Revascularization before exercise program improves walking for patients with PAD
Among patients with peripheral artery disease and intermittent claudication (cramping pain in the legs due to poor circulation in the arteries, aggravated by walking), a combination therapy of endovascular revascularization (an invasive procedure to improve blood flow in an artery) followed by supervised exercise resulted in greater improvement in walking distances and health-related quality-of-life measures at one year compared with supervised exercise only, according to a study in the November 10 issue of JAMA. This issue, a cardiovascular disease theme issue, coincides with the American Heart Association's Scientific Sessions 2015.
Intermittent claudication is the classic symptomatic form of peripheral artery disease (PAD), affecting approximately 20 to 40 million people worldwide and increasing rapidly with the aging world population. Patients with claudication experience significant functional disability often resulting in a sedentary lifestyle and reduced quality of life. Supervised exercise is recommended as a first-line treatment. A combination therapy of endovascular revascularization plus supervised exercise may be beneficial, but few data comparing the two therapies are available, according to background information in the article.
M.G. Myriam Hunink, M.D., Ph.D., of the Erasmus University Medical Center, Rotterdam, the Netherlands, and colleagues randomly assigned 212 patients with PAD and intermittent claudication to endovascular revascularization plus supervised exercise (n = 106) or supervised exercise only (n = 106). The primary measured outcome for the study was the difference in maximum treadmill walking distance at 12 months between the groups.
The researchers found that endovascular revascularization plus supervised exercise (combination therapy) was associated with greater improvement in maximum walking distance compared with the supervised exercise only group, and in pain-free walking distance. Also, the combination therapy group demonstrated significantly greater improvement in health-related quality-of-life.

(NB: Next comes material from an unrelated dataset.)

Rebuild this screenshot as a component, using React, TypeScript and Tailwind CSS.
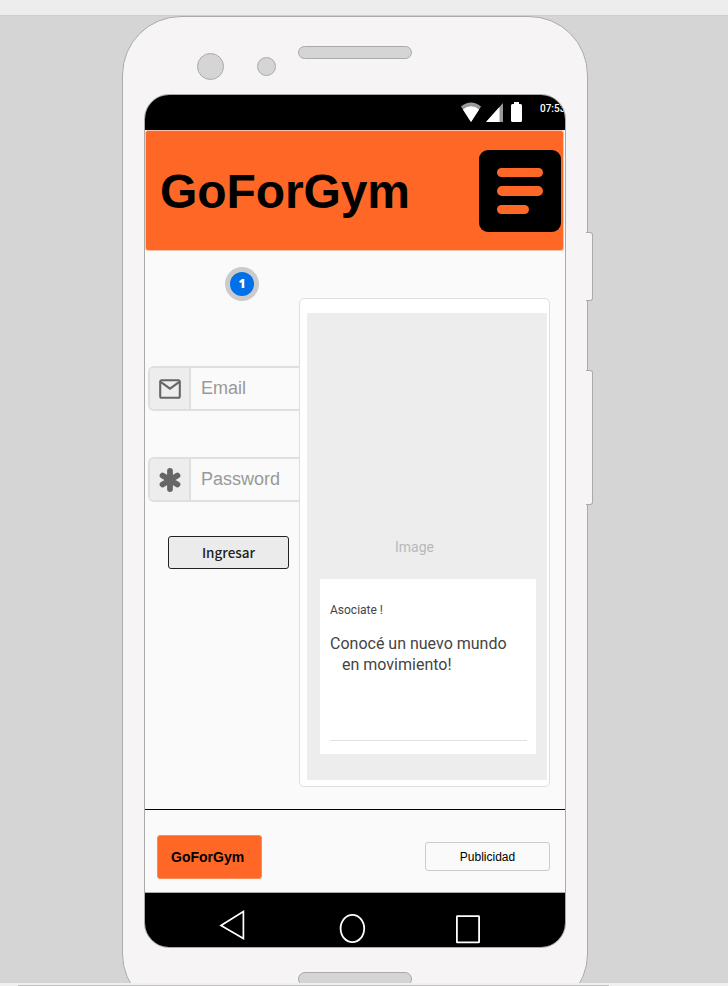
import React from "react";

function StatusBar() {
  return (
    <div className="flex h-[35px] shrink-0 items-start bg-black pl-[316px]">
      <svg className="mt-[7px] h-5 w-5 shrink-0" viewBox="0 0 20 20">
        <path d="M0 4.6Q10-3.4 20 4.6L10 20z" fill="#9a9a9a" />
        <path d="M1.9 7.6Q10 1 18.1 7.6L10 20z" fill="#fff" />
      </svg>
      <svg className="ml-[5px] mt-2 h-[19px] w-[17px] shrink-0" viewBox="0 0 17 19">
        <path d="M17 0V19H0z" fill="#999" />
        <path d="M13.5 4V19H0z" fill="#fff" />
      </svg>
      <svg className="ml-2 mt-1.5 h-[21px] w-[11px] shrink-0" viewBox="0 0 11 21">
        <path d="M3 1h5v2H9.5q1.5 0 1.5 1.5V19.5q0 1.5-1.5 1.5H1.5Q0 21 0 19.5V4.5Q0 3 1.5 3H3z" fill="#fff" />
      </svg>
      <span className="ml-[18px] mt-[7px] font-['Roboto',sans-serif] text-[10px] font-medium leading-[14px] text-white">07:53</span>
    </div>
  );
}

function Header() {
  return (
    <header className="flex h-[121px] w-[419px] shrink-0 items-start justify-between rounded-[3px] border border-[#f7c3ab] bg-[#ff6726] pl-[14px] pr-[2px]">
      <h1 className="mt-[33px] text-[48px] font-bold leading-[55px] tracking-[-0.1px] text-black">GoForGym</h1>
      <div className="mt-[19px] flex h-[82px] w-[82px] flex-col gap-[9px] rounded-[9px] bg-black pl-[18px] pt-[18px]">
        <span className="h-[9.3px] w-[46px] rounded-full bg-[#ff6726]" />
        <span className="h-[9.3px] w-[46px] rounded-full bg-[#ff6726]" />
        <span className="h-[9.3px] w-[32px] rounded-full bg-[#ff6726]" />
      </div>
    </header>
  );
}

function Field({ icon, label }: { icon: React.ReactNode; label: string }) {
  return (
    <div className="ml-[3px] flex h-[45px] w-[152px] shrink-0 overflow-hidden rounded-l-[6px] border-2 border-r-0 border-[#dfdfdf]">
      <div className="flex w-[41px] shrink-0 items-center justify-center border-r-2 border-[#dfdfdf] bg-[#ededed]">{icon}</div>
      <span className="pl-[10px] text-[18px] leading-[41px] text-[#999]">{label}</span>
    </div>
  );
}

const MailIcon = () => (
  <svg className="h-5 w-[22px]" viewBox="0 0 22 20">
    <rect x="1.2" y="1.2" width="19.6" height="17.6" rx="1.5" fill="none" stroke="#666" strokeWidth="2.1" />
    <path d="M2 3.2L11 9.7L20 3.2" fill="none" stroke="#666" strokeWidth="2.1" />
  </svg>
);

const AsteriskIcon = () => (
  <svg className="h-6 w-[22px]" viewBox="0 0 22 24">
    <path d="M11 2.9V21.1M3.5 7.6L18.5 16.4M18.5 7.6L3.5 16.4" fill="none" stroke="#666" strokeWidth="5.8" strokeLinecap="round" />
  </svg>
);

function LoginColumn() {
  return (
    <div className="flex w-[154px] shrink-0 flex-col">
      <div className="ml-20 mt-4 flex h-[34px] w-[34px] shrink-0 items-center justify-center rounded-full bg-[#cbcbcb]">
        <div className="flex h-6 w-6 items-center justify-center rounded-full bg-[#0070e8] font-['Open_Sans',sans-serif] text-[12px] font-extrabold text-white">1</div>
      </div>
      <div className="h-[65px] shrink-0" />
      <Field icon={<MailIcon />} label="Email" />
      <div className="h-[46px] shrink-0" />
      <Field icon={<AsteriskIcon />} label="Password" />
      <button className="ml-[23px] mt-[34px] h-[33px] w-[121px] shrink-0 rounded-[3px] border border-[#222] bg-[#ebebeb] font-['Noto_Sans_CJK_SC',sans-serif] text-[13.5px] font-medium leading-[31px] text-[#222]">Ingresar</button>
    </div>
  );
}

function PromoCard() {
  return (
    <section className="mt-[47px] flex h-[489px] w-[251px] shrink-0 flex-col rounded-[5px] border border-[#dedede] bg-white px-[7px] pr-[2px] pt-[14px]">
      <div className="flex h-[467px] w-[240px] flex-col bg-[#ededed] font-['Roboto',sans-serif]">
        <p className="mt-[226px] pl-[88px] text-[14px] leading-4 text-[#b9b9b9]">Image</p>
        <div className="ml-[13px] mt-6 flex h-[175px] w-[216px] flex-col bg-white px-[10px] text-[#444]">
          <p className="mt-6 text-[12px] leading-[14px]">Asociate !</p>
          <p className="mt-4 whitespace-nowrap text-[16px] leading-[21px]">
            Conocé un nuevo mundo
            <br />
            <span className="ml-3">en movimiento!</span>
          </p>
          <div className="mt-[65px] h-px w-[197px] bg-[#e0e0e0]" />
        </div>
      </div>
    </section>
  );
}

function Footer() {
  return (
    <footer className="flex h-[83px] shrink-0 items-start justify-between border-t border-black pl-3 pr-[15px]">
      <div className="mt-[25px] flex h-[44px] w-[105px] items-center rounded-[3px] border border-[#ff8a58] bg-[#ff6726] pl-[13px] text-[14px] font-bold text-black">GoForGym</div>
      <div className="mt-8 flex h-[29px] w-[125px] items-center justify-center rounded-[3px] border border-[#ccc] text-[12px] text-black">Publicidad</div>
    </footer>
  );
}

function NavBar() {
  return (
    <nav className="flex grow items-start border-t border-[#aaa] bg-black pl-[74px]">
      <svg className="mt-4 h-8 w-[27px] shrink-0" viewBox="0 0 27 32" fill="none" stroke="#fff" strokeWidth="1.7">
        <path d="M24.4 2.5V29.5L2 16.5z" />
      </svg>
      <svg className="ml-[93px] mt-5 h-8 w-[27px] shrink-0" viewBox="0 0 27 32" fill="none" stroke="#fff" strokeWidth="1.8">
        <ellipse cx="13.4" cy="15.5" rx="11.8" ry="13.7" />
      </svg>
      <svg className="ml-[89px] mt-5 h-8 w-[27px] shrink-0" viewBox="0 0 27 32" fill="none" stroke="#fff" strokeWidth="1.8">
        <rect x="1.9" y="3.2" width="22.2" height="26.2" rx=".5" />
      </svg>
    </nav>
  );
}

export default function App() {
  return (
    <div className="flex h-[986px] w-[728px] flex-col overflow-hidden bg-[#d5d5d5] font-['Liberation_Sans',Arial,sans-serif]">
      <div className="h-4 shrink-0 border-b border-[#cfcfcf] bg-[#ededed]" />
      <main className="h-[967px] shrink-0 overflow-hidden">
        <div className="relative ml-[122px] flex h-[997px] w-[466px] flex-col rounded-[59px] border border-[#aaa] bg-[#f6f4f5]">
          <div className="absolute -right-[6px] top-[215px] h-[69px] w-[7px] rounded-r-[3px] border border-l-0 border-[#aaa] bg-[#f6f4f5]" />
          <div className="absolute -right-[6px] top-[353px] h-[135px] w-[7px] rounded-r-[3px] border border-l-0 border-[#aaa] bg-[#f6f4f5]" />
          <div className="flex h-[77px] shrink-0 items-start pl-[74px]">
            <span className="mt-9 h-[27px] w-[27px] rounded-full border border-[#aaa] bg-[#d5d5d5]" />
            <span className="ml-[33px] mt-10 h-[19px] w-[19px] rounded-full border border-[#aaa] bg-[#d5d5d5]" />
            <span className="ml-[22px] mt-[29px] h-[13px] w-[114px] rounded-full border border-[#aaa] bg-[#d5d5d5]" />
          </div>
          <div className="ml-[21px] flex h-[854px] w-[422px] shrink-0 flex-col overflow-hidden rounded-[25px] border border-[#aaa] bg-[#fafafa]">
            <StatusBar />
            <Header />
            <div className="flex h-[558px] shrink-0">
              <LoginColumn />
              <PromoCard />
            </div>
            <Footer />
            <NavBar />
          </div>
          <div className="ml-[175px] mt-6 h-[14px] w-[114px] shrink-0 rounded-[7px] border border-[#aaa] bg-[#d5d5d5]" />
        </div>
      </main>
      <div className="flex h-[3px] shrink-0 flex-col justify-end bg-[#f0f0f0]">
        <div className="ml-[18px] h-px w-[591px] bg-[#c0c0c0]" />
      </div>
    </div>
  );
}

"The present study reopens the debate for revascularization in patients with claudication, in particular in terms of an approach using endovascular revascularization first. By improving lower extremity blood flow, early percutaneous revascularization of the target lesion gives an impulse to patient mobility and quality of life in the short-term. This, in turn, facilitates subsequent exercising and allows the patient to profit from the long-term benefits of an additional supervised exercise program," the authors write.
The results of this trial (ERASE) underscore once again the benefits of supervised treadmill exercise for patients with peripheral artery disease, writes Mary McGrae McDermott, M.D., of the Northwestern University Feinberg School of Medicine, Chicago, and Senior Editor, JAMA, in an accompanying editorial.
"Randomized trial evidence already convincingly demonstrates that supervised treadmill exercise improves walking performance compared with no exercise. The ERASE trial newly demonstrates that supervised exercise also improves lower extremity outcomes after endovascular revascularization. Current reimbursement strategies in the United States provide significant incentives for clinicians to offer endovascular revascularizations to patients with peripheral artery disease, whereas supervised exercise remains expensive and inaccessible to patients. Reducing disability from peripheral artery disease in the 21st century requires strategies to ensure that effective exercise programs are accessible for all patients with peripheral artery disease."